Paul’s Campaign for Liberty sent out an action item, with orders to his loyal legions to contact Congress and demand a floor vote on his “Audit the Fed” bill, one that House leadership has no intention of unbottling.
As ‘Armageddon Day’ for health care regulation approaches, instead of taking up his scalpel to trim a behemoth, Dr. Paul is fiddling with the Fed.
Unfortunately for Labeaume, this is simply not true. Ron Paul has actually been focused, somewhat, on the healthcare debate. For example, the Campaign for Liberty, on its front page has a link to a project called Operation Health Freedom. Some of the proposed legislation in the project even made its wayhttp://www.thelibertypapers.org/wp-admin/post-new.php into the GOP’s alternative bill. Also, the Campaign for Liberty has been featuring articles almost daily on healthcare. Also if you look at Ron Paul’s House site as compared to Jeff Flake’s House site, you’ll see more writings about healthcare from Ron Paul and his office than from Jeff Flake and his office. I don’t begrudge Jeff Flake on the healthcare issue at all, but to say Ron Paul is disengaged from the healthcare fight is either the result of shoddy research at best or outright dishonesty at worst.

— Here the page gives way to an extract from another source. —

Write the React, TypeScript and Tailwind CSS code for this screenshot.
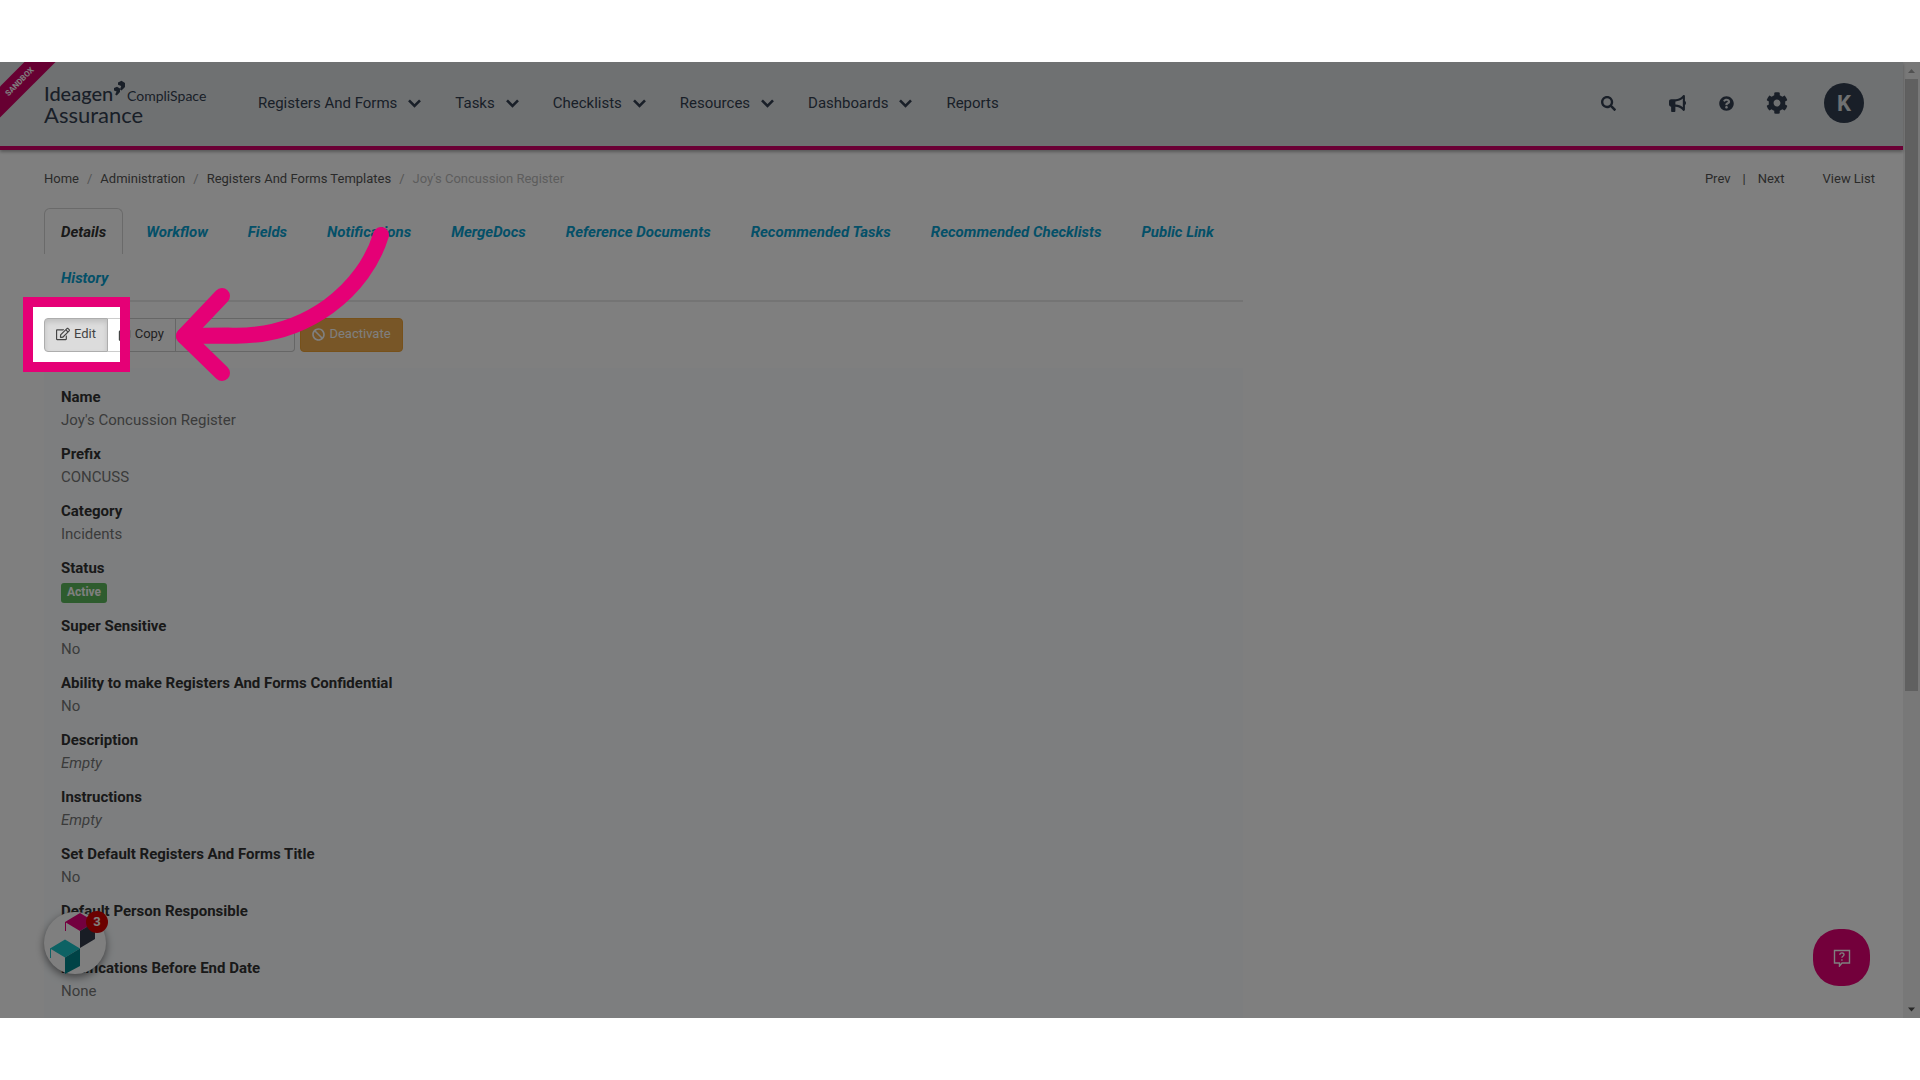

As for Ron Paul’s obsessions with the Federal Reserve, nullification, and foreign policy; that can be traced to Ron Paul’s political style more than anything. Paul is a populist oriented libertarian where as Jeff Flake is more a policy wonk libertarian. Flake’s big issues are earmark reform, immigration reform, and free trade which are more keeping of a former head of a think tank (which Flake was before his election to Congress). Paul’s issues are more geared toward a broad, populist appeal where as Flake’s issues are more appealing to political junkies and wonkish types.
As Nick Gillespie from Reason’s Hit and Run wrote:
To paraphrase Todd (“Godd”) Rundgren, sometimes I don’t know what to feel. Can’t we all just get along, and denounce the Fed and health care reform and earmarks and out-of-control spending? I’m sure we can.